Orca Security today announced it added an ability to trace cloud security risks in production environments back to both the original code that created the issue and the developer that wrote it.
Avi Shua, chief innovation officer for Orca Security, said the Cloud to Dev capabilities added to the company’s cloud-native application protection platform ( CNAPP ) provide tools organizations need to bridge the historic divide between cybersecurity professionals and application developers.
That’s critical because despite ongoing efforts to shift more responsibility for security further left toward developers using DevSecOps best practices, no tools have been available that provide the exact context and a recommended fix developers need to remediate a vulnerability discovered by a cybersecurity team, he added.
For example, when a vulnerability is detected in a running container, the Orca Security platform will identify the source code repository, Dockerfile and owner responsible for adding the vulnerable package, Shua noted.
This capability should reduce the effort required to remediate cloud security issues by an estimated 80% by automatically identifying the exact line of code that is the root cause of the cloud security risk, the company claimed.
The Orca Security approach to cloud security makes use of the ability to create a risk profile using read-only access to the block storage accessed via a runtime hosted on Amazon Web Services (AWS), Microsoft Azure or Google Cloud Platform. Dubbed SideScanning , that approach eliminates the need for DevOps teams to deploy and maintain agent software to ensure cloud security. The platform then scans both workloads and cloud configuration metadata to build a map of risks that better enable DevOps teams to prioritize cloud security efforts.

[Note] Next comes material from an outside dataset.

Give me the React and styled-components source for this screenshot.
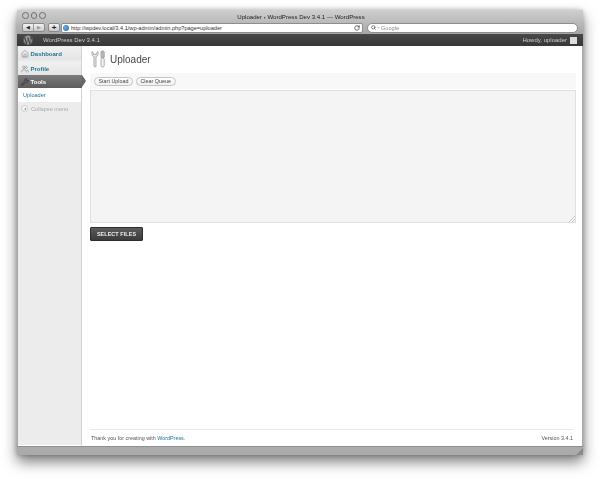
import styled, { createGlobalStyle } from 'styled-components'
import { FaWordpress } from 'react-icons/fa'
import { Home, Users, Wrench, ChevronDown, RotateCw, Search } from 'lucide-react'

const GlobalStyle = createGlobalStyle`
  html, body {
    margin: 0;
    padding: 0;
    background: #fff;
    font-family: "Liberation Sans", Arial, sans-serif;
  }
`

const Page = styled.div`
  width: 600px;
  height: 479px;
  box-sizing: border-box;
  padding: 10px 17px 0;
  overflow: hidden;
`

const Browser = styled.div`
  height: 445px;
  display: flex;
  flex-direction: column;
  border-radius: 3px 3px 0 0;
  background: #a9a9a9;
  box-shadow: 0 7px 14px rgba(0, 0, 0, 0.5), 0 0 5px rgba(0, 0, 0, 0.25);
  filter: blur(0.3px);
`

const Chrome = styled.div`
  height: 24px;
  flex: none;
  box-sizing: border-box;
  padding: 1px 3px 0 5px;
  background: linear-gradient(#cfcfcf, #a6a6a6);
  border-radius: 3px 3px 0 0;
`

const TitleRow = styled.div`
  height: 10px;
  display: flex;
  align-items: center;
  position: relative;
  justify-content: center;
`

const Lights = styled.div`
  position: absolute;
  left: 0;
  top: 1px;
  display: flex;
  gap: 2px;
`

const Light = styled.span`
  width: 6.5px;
  height: 6.5px;
  box-sizing: border-box;
  border-radius: 50%;
  border: 1px solid #6f6f6f;
  background: #c4c4c4;
`

const Title = styled.div`
  font-size: 6.1px;
  color: #222;
`

const ToolRow = styled.div`
  height: 11px;
  margin-top: 1px;
  display: flex;
  align-items: center;
`

const NavGroup = styled.div`
  display: flex;
  width: 23px;
  height: 9px;
  border: 1px solid #8a8a8a;
  border-radius: 2px;
  background: linear-gradient(#f4f4f4, #c9c9c9);
  box-sizing: border-box;
`

const NavButton = styled.span`
  flex: 1;
  display: flex;
  align-items: center;
  justify-content: center;
  color: ${p => (p.$off ? '#999' : '#222')};
  font-size: 5px;
  line-height: 1;
  & + & {
    border-left: 1px solid #999;
  }
`

const PlusButton = styled(NavGroup)`
  width: 12px;
  margin-left: 3px;
  justify-content: center;
  align-items: center;
  font-size: 8px;
  font-weight: bold;
  color: #222;
  line-height: 1;
`

const UrlField = styled.div`
  width: 302px;
  height: 10px;
  margin-left: 1px;
  box-sizing: border-box;
  display: flex;
  align-items: center;
  gap: 2px;
  padding: 0 2px 0 1px;
  background: #fff;
  border: 1px solid #8d8d8d;
  border-radius: 2px;
  font-size: 5.6px;
  color: #333;
  white-space: nowrap;
`

const Globe = styled.span`
  width: 6px;
  height: 6px;
  flex: none;
  border-radius: 50%;
  background: radial-gradient(circle at 40% 40%, #6db0ea, #1f5fa8);
`

const Reload = styled(RotateCw)`
  margin-left: auto;
  color: #444;
`

const SearchField = styled(UrlField)`
  width: 211px;
  margin-left: 4px;
  padding-left: 3px;
  gap: 1px;
  border-radius: 5px;
  color: #8a8a8a;
`

const AdminBar = styled.div`
  height: 12px;
  flex: none;
  box-sizing: border-box;
  padding: 0 6px;
  display: flex;
  align-items: center;
  background: linear-gradient(#494949, #373737);
  color: #ccc;
  font-size: 6px;
`

const SiteName = styled.span`
  margin-left: 10px;
`

const Howdy = styled.span`
  margin-left: auto;
`

const Avatar = styled.span`
  width: 7px;
  height: 7px;
  margin-left: 3px;
  background: #ddd;
`

const Body = styled.div`
  flex: 1;
  min-height: 0;
  display: flex;
  margin: 0 1px;
`

const Sidebar = styled.aside`
  width: 63px;
  flex: none;
  background: #ececec;
  border-right: 1px solid #d2d2d2;
  border-bottom: 1px solid #fff;
  padding-top: 1px;
`

const MenuItem = styled.div`
  height: 13px;
  box-sizing: border-box;
  padding-left: 3px;
  display: flex;
  align-items: center;
  gap: 1.5px;
  font-size: 6px;
  font-weight: bold;
  color: #21759b;
  background: linear-gradient(#f1f1f1, #e4e4e4);
  margin-bottom: ${p => p.$gap || 0}px;
  svg {
    color: #8c8c8c;
    flex: none;
  }
`

const ActiveItem = styled(MenuItem)`
  position: relative;
  width: 64px;
  color: #fff;
  background: linear-gradient(#7b7b7b, #5c5c5c);
  svg {
    color: #2e2e2e;
  }
  &::after {
    content: '';
    position: absolute;
    left: 100%;
    top: 0;
    border-style: solid;
    border-width: 6.5px 0 6.5px 4px;
    border-color: transparent transparent transparent #666;
  }
`

const SubItem = styled.div`
  height: 14px;
  box-sizing: border-box;
  padding-left: 5px;
  display: flex;
  align-items: center;
  background: #fff;
  color: #21759b;
  font-size: 5.6px;
`

const Collapse = styled.div`
  margin: 3px 0 0 3px;
  display: flex;
  align-items: center;
  gap: 3px;
  color: #aaa;
  font-size: 5.6px;
`

const CollapseDot = styled.span`
  width: 7px;
  height: 7px;
  box-sizing: border-box;
  display: flex;
  align-items: center;
  justify-content: center;
  border: 1px solid #ccc;
  border-radius: 50%;
  background: #f6f6f6;
  color: #888;
  font-size: 4px;
`

const Main = styled.main`
  flex: 1;
  min-width: 0;
  display: flex;
  flex-direction: column;
  background: #fff;
  padding: 0 6px 0 8px;
`

const Heading = styled.div`
  height: 27px;
  display: flex;
  align-items: center;
  gap: 4px;
  padding: 0 0 1px 1px;
  box-sizing: border-box;
`

const PageTitle = styled.h2`
  margin: 0;
  font-size: 10px;
  font-weight: normal;
  color: #464646;
`

const ButtonPanel = styled.div`
  height: 16px;
  box-sizing: border-box;
  display: flex;
  align-items: center;
  gap: 3px;
  padding: 1px 0 0 4px;
  background: #f8f8f8;
`

const PillButton = styled.button`
  height: 9px;
  box-sizing: border-box;
  padding: 0 3.5px;
  border: 1px solid #c4c4c4;
  border-radius: 5px;
  background: linear-gradient(#fff, #f0f0f0);
  color: #464646;
  font: 5.4px "Liberation Sans", Arial, sans-serif;
  line-height: 1;
`

const Editor = styled.div`
  height: 133px;
  margin-top: 1px;
  box-sizing: border-box;
  position: relative;
  background: #f4f4f4;
  border: 1px solid #e0e0e0;
`

const Grip = styled.svg`
  position: absolute;
  right: 0;
  bottom: 0;
`

const SelectFiles = styled.button`
  width: 53px;
  height: 14px;
  margin: 4px 0 0 0;
  padding: 0;
  border: 1px solid #2c2c2c;
  border-radius: 1px;
  background: linear-gradient(#5a5a5a, #3b3b3b);
  color: #eee;
  font: bold 5.4px "Liberation Sans", Arial, sans-serif;
  letter-spacing: 0.1px;
`

const Footer = styled.footer`
  margin: auto 3px 0 0;
  height: 17px;
  box-sizing: border-box;
  border-top: 1px solid #e8e8e8;
  display: flex;
  align-items: center;
  justify-content: space-between;
  padding-left: 1px;
  font-size: 5.4px;
  color: #555;
`

const FooterLink = styled.span`
  color: #21759b;
`

const StatusBar = styled.div`
  height: 9px;
  flex: none;
  position: relative;
  border-top: 1px solid #8f8f8f;
  box-sizing: border-box;
  background: #ababab;
`

const Corner = styled.svg`
  position: absolute;
  right: 0;
  bottom: 0;
`

function ToolsIcon() {
  return (
    <svg width="15" height="18" viewBox="0 0 15 18" fill="#ececec" stroke="#9a9a9a" strokeWidth="0.8">
      <path d="M1 1.5 V4.5 Q1 6 3 6.5 V16 Q3 17 4 17 Q5 17 5 16 V6.5 Q7 6 7 4.5 V1.5 L5.4 3 V4.4 H2.6 V3 Z" />
      <rect x="10" y="1" width="3.2" height="7" rx="1" fill="#bbb" />
      <rect x="10" y="8" width="3.2" height="9" rx="1.4" fill="#f3f3f3" />
    </svg>
  )
}

export default function App() {
  return (
    <Page>
      <GlobalStyle />
      <Browser>
        <Chrome>
          <TitleRow>
            <Lights>
              <Light />
              <Light />
              <Light />
            </Lights>
            <Title>Uploader ‹ WordPress Dev 3.4.1 — WordPress</Title>
          </TitleRow>
          <ToolRow>
            <NavGroup>
              <NavButton>◀</NavButton>
              <NavButton $off>▶</NavButton>
            </NavGroup>
            <PlusButton>+</PlusButton>
            <UrlField>
              <Globe />
              http://wpdev.local/3.4.1/wp-admin/admin.php?page=uploader
              <Reload size={6} strokeWidth={3} />
            </UrlField>
            <SearchField>
              <Search size={5} strokeWidth={3} color="#444" />
              <ChevronDown size={3} strokeWidth={3} color="#444" />
              Google
            </SearchField>
          </ToolRow>
        </Chrome>
        <AdminBar>
          <FaWordpress size={10} color="#999" />
          <SiteName>WordPress Dev 3.4.1</SiteName>
          <Howdy>Howdy, uploader</Howdy>
          <Avatar />
        </AdminBar>
        <Body>
          <Sidebar>
            <MenuItem $gap={2}>
              <Home size={8} />
              Dashboard
            </MenuItem>
            <MenuItem>
              <Users size={8} />
              Profile
            </MenuItem>
            <ActiveItem>
              <Wrench size={8} />
              Tools
            </ActiveItem>
            <SubItem>Uploader</SubItem>
            <Collapse>
              <CollapseDot>◂</CollapseDot>
              Collapse menu
            </Collapse>
          </Sidebar>
          <Main>
            <Heading>
              <ToolsIcon />
              <PageTitle>Uploader</PageTitle>
            </Heading>
            <ButtonPanel>
              <PillButton>Start Upload</PillButton>
              <PillButton>Clear Queue</PillButton>
            </ButtonPanel>
            <Editor>
              <Grip width="6" height="6" viewBox="0 0 6 6" stroke="#bbb" strokeWidth="0.8">
                <path d="M0 6 L6 0 M3 6 L6 3" />
              </Grip>
            </Editor>
            <SelectFiles>SELECT FILES</SelectFiles>
            <Footer>
              <span>
                Thank you for creating with <FooterLink>WordPress</FooterLink>.
              </span>
              <span>Version 3.4.1</span>
            </Footer>
          </Main>
        </Body>
        <StatusBar>
          <Corner width="7" height="7" viewBox="0 0 7 7">
            <path d="M0 7 L7 0 V7 Z" fill="#8a8a8a" />
          </Corner>
        </StatusBar>
      </Browser>
    </Page>
  )
}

Cloud security remains a major challenge because, most of the time, infrastructure is provisioned by developers that have little to no security expertise. It’s all but certain mistakes will be made. Even when alerted to a security issue, many developers may not fully appreciate the severity of the issue. The harder it is to identify the code at issue, the longer it takes for a developer to find the time to address it, noted Shua.
Developers who wrote that code are also likely to have moved on to other projects. A vulnerability discovered in a production environment may need to be remediated by a different developer who didn’t write that code in the first place; pinpointing the exact line of code at issue can facilitate a remediation process that typically involves a team of developers.
Far too many developers assume cloud service providers are providing a level of security that they actually don’t. It’s the responsibility of the organization deploying the application to secure it and the configurations used to deploy it. The challenge, as always, is finding a cloud vulnerability and then marshaling the team of developers needed to fix it before a breach inevitably occurs.